Entering a gallery to my right, I was met with a sea of finely decorated prints from wood carving, made way back when England was still apart of Middle Earth and the only populated area above the M25 was Newcastle, where the Orcs first settled, they've yet to integrate themselves to learn the English language.
I managed brew some hate when two Canadian art lovers, ignored the leaflet they were reading saying, “Thomas Bewick artist from Newcastle” and assumed everything was from Burrrrmiiiinghaaaam. I looked over at them with pure hate and pointed at the big lettering in the leaflet that said otherwise. Jackasses
Yes, delight! I've found hate, lets use this as a foundation to explode for the next gallery, this one contained brightly coloured bits of crap smooshed together on a canvas with a Helvetica typeface scrambled all over it, saying ponsy things like “The wave of emotion is like the wave of the beach”, “Society is a pile of shit-headed dick-wadded shagadelic chesticled jizz-fart” and “Remember to smile the world is super fantastic wonderful great cool!” - This dissipated my hate and converted my being into perplexed confusion of confusion.
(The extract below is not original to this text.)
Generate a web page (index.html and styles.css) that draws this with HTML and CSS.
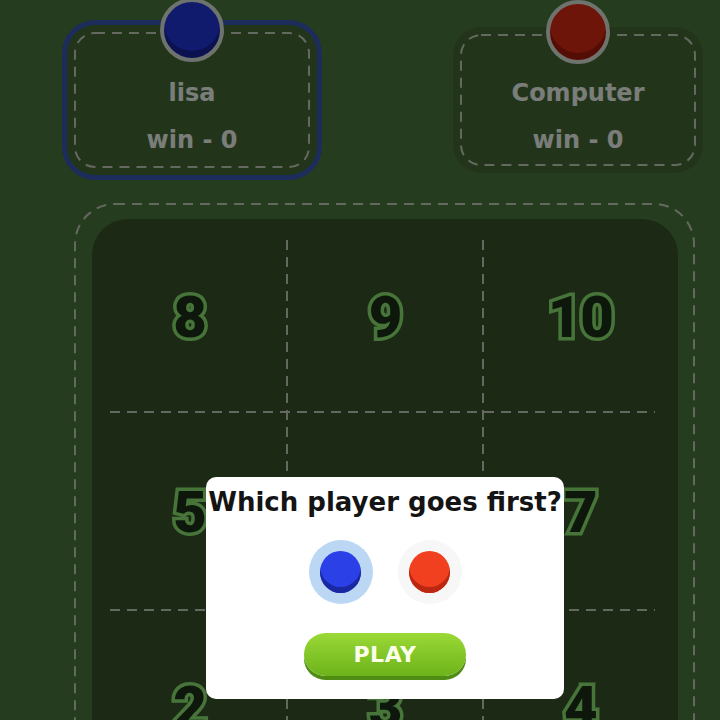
FILE: index.html
```html
<!DOCTYPE html>
<html lang="en">
<head>
<meta charset="utf-8">
<title>Tic Tac Numbers</title>
<link rel="stylesheet" href="styles.css">
</head>
<body>
<main class="screen">
  <header class="players">
    <section class="player player--active">
      <svg class="stitch stitch--card" aria-hidden="true"><rect width="100%" height="100%" rx="20" ry="20"/></svg>
      <span class="puck puck--blue"></span>
      <p class="player-name">lisa</p>
      <p class="player-score">win - 0</p>
    </section>
    <section class="player">
      <svg class="stitch stitch--card" aria-hidden="true"><rect width="100%" height="100%" rx="20" ry="20"/></svg>
      <span class="puck puck--red"></span>
      <p class="player-name">Computer</p>
      <p class="player-score">win - 0</p>
    </section>
  </header>

  <section class="table">
    <svg class="stitch stitch--table" aria-hidden="true"><rect width="100%" height="100%" rx="40" ry="40"/></svg>
    <div class="board">
      <svg class="board-lines" width="586" height="600" aria-hidden="true">
        <line x1="195" y1="21" x2="195" y2="600"/>
        <line x1="391" y1="21" x2="391" y2="600"/>
        <line x1="18" y1="193" x2="563" y2="193"/>
        <line x1="18" y1="391" x2="563" y2="391"/>
      </svg>
      <div class="cell"><span class="num">8</span></div>
      <div class="cell"><span class="num">9</span></div>
      <div class="cell"><span class="num">10</span></div>
      <div class="cell"><span class="num">5</span></div>
      <div class="cell"><span class="num">6</span></div>
      <div class="cell"><span class="num">7</span></div>
      <div class="cell"><span class="num">2</span></div>
      <div class="cell"><span class="num">3</span></div>
      <div class="cell"><span class="num">4</span></div>
    </div>
  </section>

  <div class="dim"></div>

  <div class="dialog" role="dialog">
    <h2 class="dialog-title">Which player goes first?</h2>
    <div class="choices">
      <button class="choice choice--selected"><span class="disc disc--blue"></span></button>
      <button class="choice"><span class="disc disc--red"></span></button>
    </div>
    <button class="play">PLAY</button>
  </div>
</main>
</body>
</html>
```

FILE: styles.css
```css
* { box-sizing: border-box; }

html, body {
  margin: 0;
  padding: 0;
}

body {
  background: #263c1f;
  font-family: "DejaVu Sans", sans-serif;
}

.screen {
  position: relative;
  width: 720px;
  height: 720px;
  overflow: hidden;
  background: #4c783e;
}

/* ---- player cards ---- */
.players {
  display: flex;
  align-items: center;
  gap: 136px;
  height: 175px;
  padding: 25px 0 0 67px;
}

.player {
  position: relative;
  width: 250px;
  height: 146px;
  border-radius: 28px;
  background: #446a36;
  display: flex;
  flex-direction: column;
  align-items: center;
  padding-top: 51px;
  gap: 17px;
}

.player--active {
  height: 150px;
  padding-top: 53px;
  box-shadow: 0 0 0 5px #385ab8;
}

.player-name,
.player-score {
  position: relative;
  margin: 0;
  font-weight: 700;
  font-size: 24px;
  line-height: 30px;
  color: #f4fbf2;
}

.stitch {
  position: absolute;
  overflow: visible;
  fill: none;
  stroke: #c8d2be;
  stroke-width: 2;
  stroke-dasharray: 10 7;
}

.stitch--card {
  inset: 8px;
  width: calc(100% - 16px);
  height: calc(100% - 16px);
}

.puck {
  position: absolute;
  top: -27px;
  left: calc(50% - 32px);
  width: 64px;
  height: 64px;
  border-radius: 50%;
  border: 4px solid #dfe6dc;
}

.puck--blue {
  background: #2236da;
  box-shadow: inset 0 -7px 0 #17259e;
}

.puck--red {
  background: #dc2a12;
  box-shadow: inset 0 -7px 0 #a81a0a;
}

/* ---- board ---- */
.table {
  position: relative;
  margin: 28px 0 0 74px;
  width: 621px;
  height: 600px;
  padding: 16px 17px 0 18px;
}

.stitch--table {
  inset: 1px;
  width: calc(100% - 2px);
  height: calc(100% - 2px);
}

.board {
  position: relative;
  width: 586px;
  height: 600px;
  border-radius: 36px;
  background: #36522a;
  display: grid;
  grid-template-columns: repeat(3, 1fr);
  grid-template-rows: repeat(3, 195px);
}

.board-lines {
  position: absolute;
  left: 0;
  top: 0;
  stroke: #c8d2be;
  stroke-width: 2;
  stroke-dasharray: 10 7;
}

.cell {
  display: flex;
  align-items: center;
  justify-content: center;
}

.num {
  position: relative;
  font-family: Roboto, "Liberation Sans", sans-serif;
  font-weight: 900;
  font-size: 58px;
  line-height: 1;
  letter-spacing: -1px;
  color: #1c2e16;
  -webkit-text-stroke: 7px #8eea72;
  paint-order: stroke fill;
}

/* ---- modal ---- */
.dim {
  position: absolute;
  inset: 0;
  background: rgba(0, 0, 0, 0.5);
}

.dialog {
  position: absolute;
  left: 206px;
  top: 477px;
  width: 358px;
  height: 222px;
  background: #ffffff;
  border-radius: 10px;
  display: flex;
  flex-direction: column;
  align-items: center;
  padding-top: 10px;
}

.dialog-title {
  margin: 0;
  font-weight: 700;
  font-size: 26px;
  line-height: 30px;
  color: #141414;
  white-space: nowrap;
}

.choices {
  display: flex;
  gap: 25px;
  margin-top: 23px;
}

.choice {
  width: 64px;
  height: 64px;
  padding: 0;
  border: 0;
  border-radius: 50%;
  background: #f7f7f7;
  display: flex;
  align-items: center;
  justify-content: center;
}

.choice--selected {
  background: #bcd7f4;
}

.disc {
  width: 41px;
  height: 42px;
  border-radius: 50%;
}

.disc--blue {
  background: #2b40e6;
  box-shadow: inset 0 -6px 0 #1a29a2;
}

.disc--red {
  background: #f0401f;
  box-shadow: inset 0 -6px 0 #bb2710;
}

.play {
  margin-top: 29px;
  width: 162px;
  height: 43px;
  border: 0;
  border-radius: 22px;
  background: linear-gradient(#9ad936, #6db31b);
  box-shadow: 0 4px 0 #4f8c13;
  color: #fbffea;
  font-family: "DejaVu Sans", sans-serif;
  font-weight: 700;
  font-size: 22px;
  letter-spacing: 0.5px;
  padding: 0;
}
```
|Urgh, you make me confused!|
Grumble grumble grumble. I've only enough energy to go to one more place, a coffee shop. This is not any type of coffee shop, this one has annoyingly bad coffee and an art gallery of fine art attached to it, if anything is going to make me want to hate, this will with all their ... ways.
Heading to the counter, I order a coffee from a super-miserable customer service representative, seems unfair to direct my hate at her seeing as she has her own demons to deal with, so I show a little compassion not to destroy her.
Taking my drink, I wander around the art gallery, I'm looking at stupid things like trees, dogs, nonsense, scenery, frames, colours, flowers and general crap. All the while I'm being distracted by people sitting on a sofa and having fun with their conversation and there's soothing heavy metal on the stereo. Argh, this isn't helping me. I finish my drink and storm out happy and contented that non of my anger inducing tactics are working.
|Urgh, you make me sick!|
I notice a puny tree embedded into the pavement and decide maybe this can help to make me feel like I've accomplished something with my emotional state. So, I gently kick the tree and I feel slightly better, “fantastic!” I thought, and I do it again.
As I finish with the swinging motion of my second kick, a noise begins to rumble up above. I look up to see what is going on, just a branch from up above slaps me right in the head. “Fuck off you little twerp” the tree seemed to have said to me.
I feel saddened and I openly apologise to the tree, I walk homeward bound in an annoyance that I'd failed to alleviate my annoyance.